Robert Tickner, the minister for Aboriginal and Torres Strait Islander Affairs, is handing out titles to former stock routes and reserves all over Australia. These are the last of such areas that the government committed itself to handing over. `Keeping promises'

Some groups of Aborigines have been waiting for as long as 15 years for their claims to move through the legal system. Under the 1976 Land Rights Law, Aborigines can seek title to vacant crown land that they can prove a historical relationship to.

"This day is about keeping promises," Mr. Tickner says, distributing plaques and shaking hands. "A lot of people still don't have their land back. Our job is to make sure they do."

The minister has handed back approximately 30,000 square kilometers (18,750 square miles) of land since he took office 2 1/2 years ago. In this four-day trip, he will have stopped in six communities, crisscrossing the country in a plush Royal Australian Air Force jet, an eight-seater plane, and a four-wheel drive truck, bouncing along dusty red roads.

The thank-you's are brief.

"My mom and dad lived in just a tent with a windbreak and now we have title to our land. Thank you." says Helen Davis, accepting title for her family in nearby Hamilton Downs.

Tickner says the return of the Warumungu land to its traditional Aboriginal owners was one of the most significant in the history of the Land Rights Law. The struggle lasted 15 years.

"In that time the traditional owners have faced opposition and obstacles to their claim at virtually every step" Tickner says.

The Tennant Creek area has long been desired by both whites and Aborigines. The Warumungu people call it Jurnkurakurr and say it is a place of great spiritual significance - a center of sacred sites and place to conduct business and ceremonies. Before the whites came, the Aborigines recall, there was water, vegetation, and plenty of game.

Whites considered the area valuable for raising cattle and mining gold, and it was deemed a perfect site for a telegraph station to link the lower Australian states with Asia and Europe.

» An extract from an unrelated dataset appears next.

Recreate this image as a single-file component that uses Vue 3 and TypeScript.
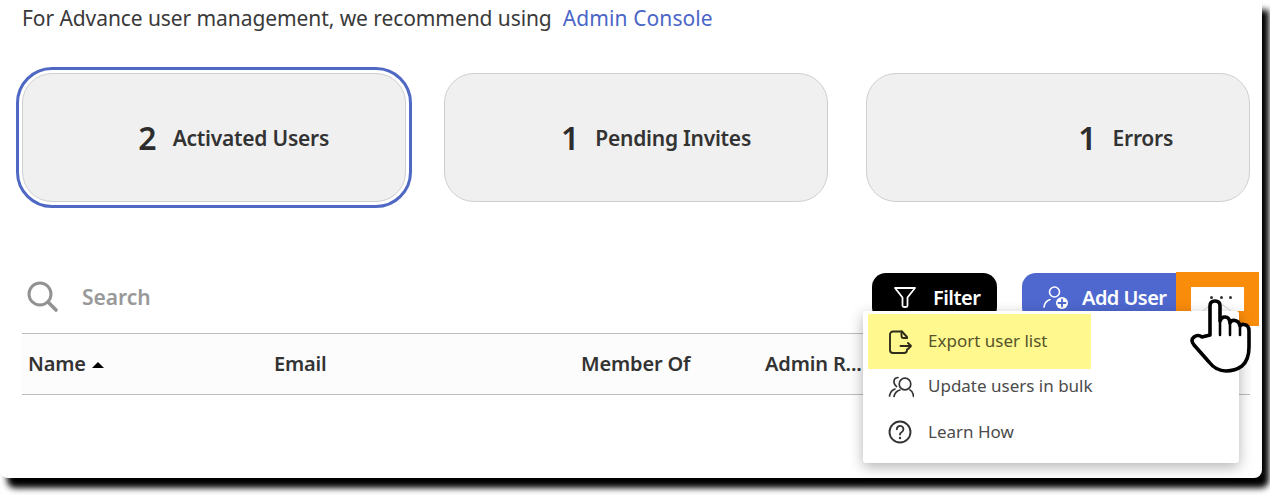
<script setup lang="ts">
interface Stat { count: number; label: string; active: boolean }
const stats: Stat[] = [
  { count: 2, label: 'Activated Users', active: true },
  { count: 1, label: 'Pending Invites', active: false },
  { count: 1, label: 'Errors', active: false },
]
</script>

<template>
  <div class="frame">
    <p class="notice">
      <span>For Advance user management, we recommend using</span>
      <a class="link">Admin Console</a>
    </p>

    <section class="cards">
      <div v-for="s in stats" :key="s.label" class="card" :class="{ active: s.active }">
        <span class="count">{{ s.count }}</span>
        <span class="label">{{ s.label }}</span>
      </div>
    </section>

    <section class="toolbar">
      <div class="search">
        <svg class="search-icon" viewBox="0 0 34 34" width="34" height="34" fill="none" stroke="#929292" stroke-width="3" stroke-linecap="round">
          <circle cx="15" cy="14" r="11" />
          <path d="M23 22 L31 30" stroke-width="3.6" />
        </svg>
        <span class="search-text">Search</span>
      </div>
      <button class="btn filter">
        <svg viewBox="0 0 24 24" width="24" height="24" fill="none" stroke="#fff" stroke-width="1.8" stroke-linejoin="round">
          <path d="M2 3 H22 L14.5 12.5 V20.5 Q14.5 22 13 22 H11 Q9.5 22 9.5 20.5 V12.5 Z" />
        </svg>
        <span>Filter</span>
      </button>
      <button class="btn add">
        <svg viewBox="0 0 28 28" width="28" height="28" fill="none" stroke="#fff" stroke-width="1.6" stroke-linecap="round">
          <circle cx="12.5" cy="9" r="5" />
          <path d="M2 24 Q3 18 8 16.5" />
          <circle cx="20" cy="20" r="6" fill="#fff" stroke="none" />
          <path d="M20 16.5 V23.5 M16.5 20 H23.5" stroke="#4e68cf" stroke-width="1.8" />
        </svg>
        <span>Add User</span>
      </button>
    </section>

    <section class="table-head">
      <div class="col col-name">Name <i class="sort"></i></div>
      <div class="col col-email">Email</div>
      <div class="col col-member">Member Of</div>
      <div class="col col-admin">Admin R...</div>
    </section>

    <div class="more-callout">
      <div class="more-btn"><i></i><i></i><i></i></div>
    </div>

    <div class="menu">
      <div class="item first">
        <svg viewBox="0 0 24 24" width="24" height="24" fill="none" stroke="#2f2d1a" stroke-width="1.9" stroke-linecap="round" stroke-linejoin="round">
          <path d="M19 8 V7 L14 1.5 H5 A3 3 0 0 0 2 4.5 V20 A3 3 0 0 0 5 23 H16 A3 3 0 0 0 19 20 V19.5" />
          <path d="M13.5 1.5 V6 A2 2 0 0 0 15.5 8 H19" />
          <path d="M12.5 16 H23 M20 13 L23 16 L20 19" />
        </svg>
        <span>Export user list</span>
      </div>
      <div class="item second">
        <svg viewBox="0 0 26 24" width="26" height="24" fill="none" stroke="#333" stroke-width="1.7" stroke-linecap="round">
          <circle cx="17" cy="10" r="5.8" />
          <path d="M6 22.5 Q7 17.5 12 16 M22 16 Q25 17.5 25.5 22.5" />
          <path d="M10 3.5 Q5.5 4 6 8.5 Q6.5 11 8.5 12.5 M7 15 Q2.5 16.5 1.5 22" />
        </svg>
        <span>Update users in bulk</span>
      </div>
      <div class="item third">
        <svg viewBox="0 0 24 24" width="24" height="24" fill="none" stroke="#333" stroke-width="1.9" stroke-linecap="round">
          <circle cx="12" cy="12" r="10.5" />
          <path d="M8.8 9.2 A3.3 3.3 0 1 1 13.8 12 Q12 13 12 14.6" />
          <path d="M12 18 V18.1" stroke-width="2.4" />
        </svg>
        <span>Learn How</span>
      </div>
    </div>

    <svg class="hand" viewBox="1186 296 68 80" width="68" height="80">
      <path d="M1203 311 L1216 300 L1231 311" fill="none" stroke="#c9c9c9" stroke-width="1" />
      <path
        d="M1210 335 L1210 306 Q1210 301 1215 301 Q1220 301 1220 306 L1220 321 Q1221 317 1225 317 Q1229.5 317 1230 323 Q1231 320 1235 320.5 Q1239 321 1240 326 Q1241 324 1244 324.5 Q1249 325 1249 331 L1249 347 Q1249 360 1242 366 Q1235 371 1226 371 Q1216 371 1209 362 L1194 345 Q1190 340 1194 337 Q1198 334 1202 337 Z"
        fill="#fff" stroke="#000" stroke-width="3.6" stroke-linejoin="round"
      />
      <path d="M1220 321 V335 M1230 323 V335 M1240 326 V335" fill="none" stroke="#000" stroke-width="2.6" stroke-linecap="round" />
    </svg>
  </div>
</template>

<style>
html, body { margin: 0; height: 495px; background: #fff; overflow: hidden; }
</style>

<style scoped>
.frame {
  position: relative;
  box-sizing: border-box;
  width: 1262px;
  height: 478px;
  padding: 0 12px 0 22px;
  background: #fff;
  border-radius: 0 0 8px 8px;
  box-shadow: 7px 10px 6px #000;
  font-family: "Noto Sans", sans-serif;
  color: #2c2c2c;
}
.notice {
  margin: 0;
  height: 36px;
  line-height: 36px;
  font-size: 21px;
  letter-spacing: -0.08px;
  color: #3a3a3a;
  display: flex;
  gap: 11px;
}
.link { color: #4b66c8; letter-spacing: 0.1px; }
.cards {
  margin-top: 37px;
  display: grid;
  grid-template-columns: repeat(3, 384px);
  gap: 38px;
}
.card {
  box-sizing: border-box;
  height: 129px;
  padding: 0 76px 0 0;
  display: flex;
  align-items: center;
  justify-content: flex-end;
  gap: 16px;
  background: #f0f0f0;
  border: 1px solid #cfcfcf;
  border-radius: 30px;
}
.card.active {
  outline: 3px solid #4e68c4;
  outline-offset: 3px;
}
.count { font-size: 32px; font-weight: 600; color: #2c2c2c; }
.label { font-size: 21px; letter-spacing: -0.25px; font-weight: 600; color: #333; margin-top: 1px; }
.toolbar {
  margin-top: 71px;
  height: 60px;
  padding-right: 74px;
  display: flex;
  align-items: flex-start;
}
.search {
  flex: 1;
  display: flex;
  align-items: center;
  gap: 23px;
  height: 48px;
  padding-left: 3px;
}
.search-text { font-size: 21px; font-weight: 600; color: #999; }
.btn {
  box-sizing: border-box;
  height: 48px;
  border: 0;
  display: flex;
  align-items: center;
  white-space: nowrap;
  font-family: inherit;
  font-size: 20px;
  letter-spacing: -0.55px;
  font-weight: 600;
  color: #fff;
}
.filter {
  width: 125px;
  margin-right: 25px;
  padding-left: 21px;
  gap: 16px;
  background: #000;
  border-radius: 14px;
}
.add {
  width: 154px;
  padding-left: 20px;
  gap: 12px;
  background: #4e68cf;
  border-radius: 14px 0 0 14px;
}
.table-head {
  box-sizing: border-box;
  height: 62px;
  padding: 0 0 2px 6px;
  display: grid;
  grid-template-columns: 246px 307px 184px 1fr;
  align-items: center;
  background: #fcfcfc;
  border-top: 1px solid #bdbdbd;
  border-bottom: 1px solid #bdbdbd;
  font-size: 20px;
  letter-spacing: -0.15px;
  font-weight: 600;
  color: #333;
}
.sort {
  display: inline-block;
  width: 0;
  height: 0;
  margin-left: 1px;
  vertical-align: middle;
  border-left: 6px solid transparent;
  border-right: 6px solid transparent;
  border-bottom: 6px solid #000;
}
.more-callout {
  position: absolute;
  left: 1176px;
  top: 272px;
  box-sizing: border-box;
  width: 83px;
  height: 54px;
  padding: 15px;
  background: #fa8c0c;
}
.more-btn {
  height: 24px;
  padding-left: 7px;
  background: #fff;
  display: flex;
  align-items: center;
  justify-content: center;
  gap: 6.5px;
}
.more-btn i {
  width: 3px;
  height: 3px;
  border-radius: 50%;
  background: #333;
  margin-top: -3px;
}
.menu {
  position: absolute;
  left: 863px;
  top: 311px;
  box-sizing: border-box;
  width: 376px;
  height: 152px;
  padding: 3px 5px;
  background: #fff;
  border-radius: 3px;
  box-shadow: 0 4px 14px rgba(0, 0, 0, 0.3);
  font-size: 17px;
  color: #4b4b4b;
}
.item {
  display: flex;
  align-items: center;
  gap: 16px;
  width: 223px;
  height: 34px;
  padding-left: 20px;
  box-sizing: border-box;
  white-space: nowrap;
}
.item svg { flex-shrink: 0; }
.item span { margin-top: -2px; }
.item.first {
  height: 55px;
  background: #fff88f;
  color: #55532a;
}
.item.second { gap: 14px; }
.item.third { margin-top: 12px; }
.hand {
  position: absolute;
  left: 1186px;
  top: 296px;
}
</style>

According to the Central Land Council, an Aboriginal advocacy group, whites quickly took over, shunting the traditional owners from one reservation to another to accommodate various mining and pastoral interests. Finally, in 1962, the Warumungus' last reservation was taken away and they were left landless. All the watercourses were European owned. And by that time, cattle had destroyed water holes and degraded the soil.

But getting even this marginal land was not easy. Despite the federal government's Land Rights Law, the Northern Territory government, run by the conservative Country-Liberal coalition, has been opposed to returning traditional land. In fact, that government in 1979 expanded the boundaries of Tennant Creek far beyond the town's actual size. One of the issues at stake was the effect of a possible land grant on Tennant Creek township's water supply and on the future expansion of the township.

The case was twice forced before Australia's highest court, which found against the Northern Territory government. Sacred sites

For Aborigines in Tennant Creek, just getting title is not a completely happy ending. The town's boundaries have not been resolved, despite the Warumungu's compromise offer to give up 90 percent of the disputed land, in exchange for the 10 percent enclosing some sacred sites.

And while the federal government has handed over title to all its agreed-upon lands, Tickner says the Northern Territory has yet to keep its promises, made in a 1989 agreement with the Commonwealth, on other parcels.

A Northern Territory spokesman has denied Tickner's claims that his government had tried to frustrate the claim.

A title enables the traditional land owners to apply for federal money to build houses and roads and start businesses. And there are plans to help Tennant Creek get more involved in tourism. Some are interested in starting joint ventures with mining companies, small-scale farms, and participating to a greater degree in the pastoral industry.

But the real importance of the hand-overs is more intangible.

"Getting back country does enormous things to people - it restores pride," says Mick Dodson, director of the Northern Land Council, which along with the Central Land Council was created by the government to protect the land interests of Aborigines. "It also gives people an opportunity to be directly on the land, to look after those places of enormous significance in Aboriginal culture and Aboriginal religious life, and that in itself is psychologically uplifting."

A small patch of grass has been planted in anticipation of a similar hand-over ceremony on another outstation outside Alice Springs. Children sit on the grass, wiggling and giggling as their parents and grandparents accept titles for land that their ancestors lived on for 50,000 years.